The EC still labeled PNG “low risk,” despite its own government institutions documenting high levels of serious crimes in the forest and land-use sectors. Deforestation rate is not equivalent to legality risk. A shipment of timber can be illegal even where national forest cover appears relatively stable. As such, legality, governance, financial crime, and circumvention risks are all critical considerations to EUDR’s zero deforestation after 2020 goal. 

Deforestation rate is not equivalent to legality risk. A shipment of timber can be illegal even where national forest cover appears relatively stable. Corruption, fraudulent permits, abusive land acquisitions, document laundering, offshore financial structures, and weak enforcement systems all directly affect the credibility of supply chains. Governance failures are often precisely what enable illegal deforestation and illegal trade to occur undetected. 

4. The danger of false reassurance for European markets 

The concern about PNG’s “low risk” label is not merely academic; a “low risk” designation sends a market signal and guides EUDR Competent Authorities. It encourages operators to apply reduced scrutiny, leads traders to perceive sourcing as safer than it really is, reduces the number of EUDR enforcement actions, and reduces pressure for reform. That is particularly problematic when the producing country’s own institutions are warning of major unresolved governance failures. 

How to adjust course 

The EC has already indicated they will review their benchmarks in the future. The case study of Papua New Guinea’s “low risk” classification gives a strong indication of how the EC’s current benchmarking methodology should be retrofit for purpose.  

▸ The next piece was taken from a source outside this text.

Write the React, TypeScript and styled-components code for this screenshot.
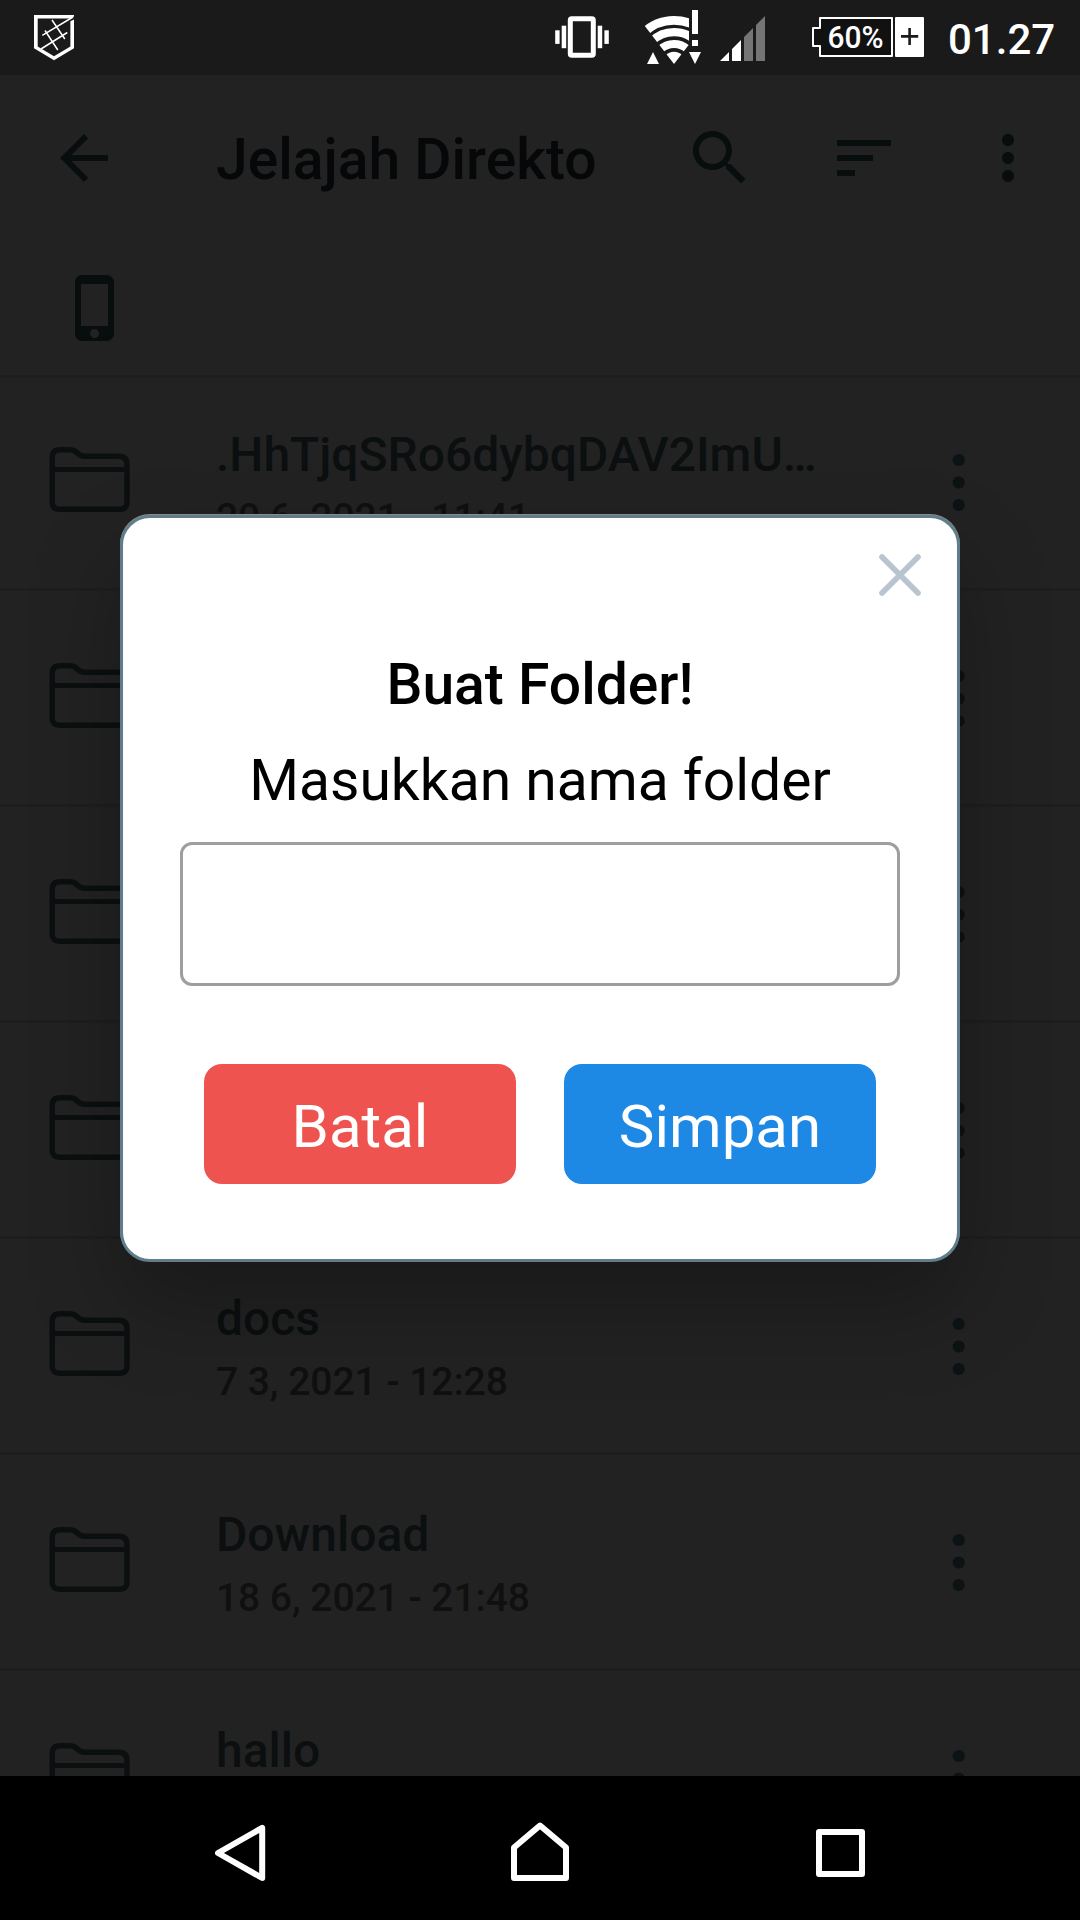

If the EUDR is truly intended to reduce illegal deforestation and illegal commodity trade, then country benchmarking must incorporate credible indicators of governance quality, corruption exposure, enforcement effectiveness, illicit financial flows, and legality assurance systems — not simply forest-cover statistics. Without meaningfully incorporating these factors, the systems emerging in response to the EUDR risk rewarding appearances rather than realities, leaving forests and their stewards no better off.